Exploring a new activity and expanding your horizon are fundamental elements of a learned mind.
But history has worked against blacks when it comes to pools. Manuel had to overcome a century of persistent stereotypes, restrictive policies, crazy myths, lingering falsehoods and negative perceptions to become the first African-American woman to win an individual gold medal in Olympic swimming.
Generations of Americans – black, white and other – grew up with the belief that blacks can’t swim. Some folks blamed nature, pointing to general differences in bone density between blacks and whites. Denser bones result in decreased buoyancy, but even a non-buoyant person can still swim. Ask all the “non-buoyant” blacks in the U.S. Marine Corps, where every recruit must pass a stringent, vigorous swimming test.

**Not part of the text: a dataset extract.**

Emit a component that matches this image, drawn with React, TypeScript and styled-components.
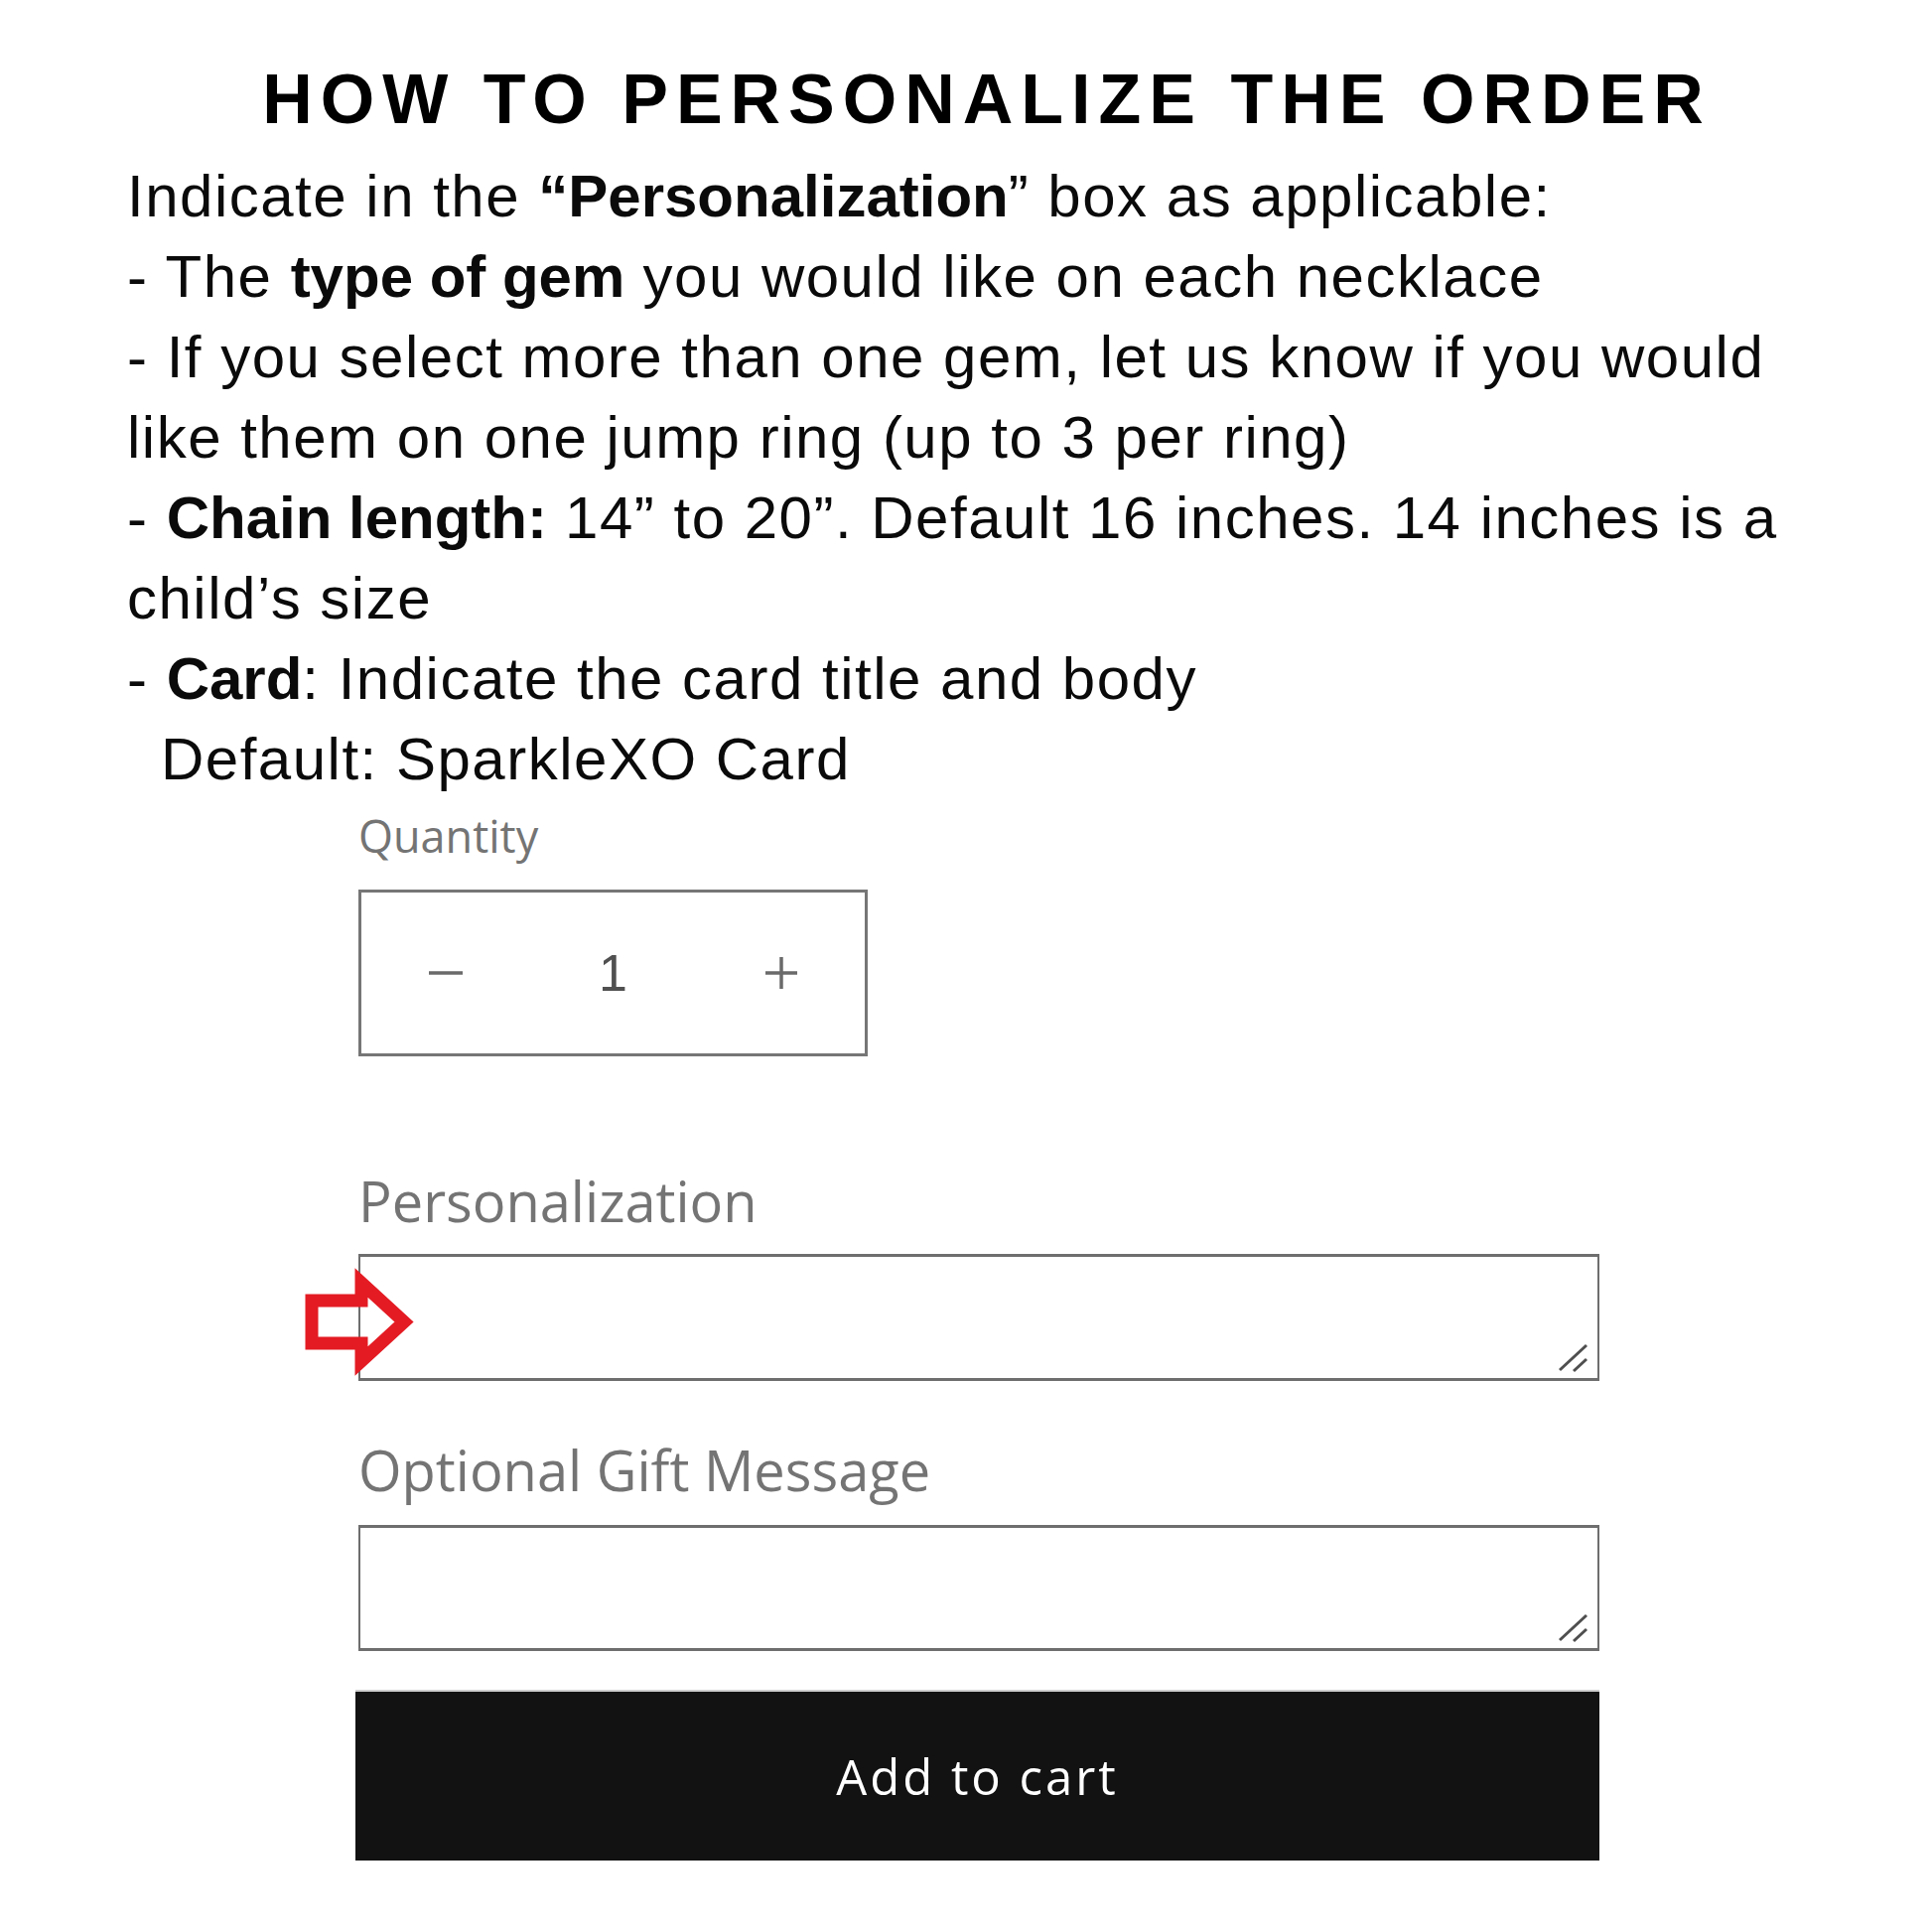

Physiology didn’t lead to blacks-can’t-swim mythology; sociology was the root, lack of opportunity more than lack of ability.
As a child who spent several summers at a sleepaway camp for up to six weeks in the 1970s, I was unaware of the privilege in having a place – in this case, a lake – where swimming was taught and enjoyed. I didn’t know that swimming pools in America had a long, sad history of racism dating to the ‘20s and ‘30s, when public facilities began to proliferate throughout the North. Fear of blacks swimming with whites – specifically black men and white women – led northern pools to adopt the same segregation policies found in the South.
When integration became the law, many cities closed their public pools to avoid mixed-race swimming. Other cities abandoned their pools as white fled to neighborhoods and private clubs where blacks plainly were unwelcome.
Examples of those attitudes still exist in some instances. In 2009, a club in suburban Philadelphia rescinded its contract with a summer camp that had paid $1,950 to bring 65 black and Latino youths to the pool every Monday. The club president said the lease was canceled because “there was concern [among the members] that a lot of kids would change the complexion … and the atmosphere of the club.”
Manuel has grown accustomed to being a lone ranger in the pool. When she was 11, Manuel asked her mother why there weren’t more black swimmers. But the youngster didn’t let scarcity affect her passion. Now she’s positioned to help increase the number of black swimmers, period – which is way more important than how many reach world-class status.
USA Swimming estimates that 70 percent of black children don’t know how to swim. The Centers for Disease Control says black children are five-and-a-half times likelier to drown than white kids. Manuel doesn’t want to be defined by her race but she understands the significance.
“I kind of tried to take the weight of the black community off my shoulders, which is something I carry with me just being in this position,” she told reporters. “… I’m super glad with the fact that I can be an inspiration to others and hopefully diversify the sport.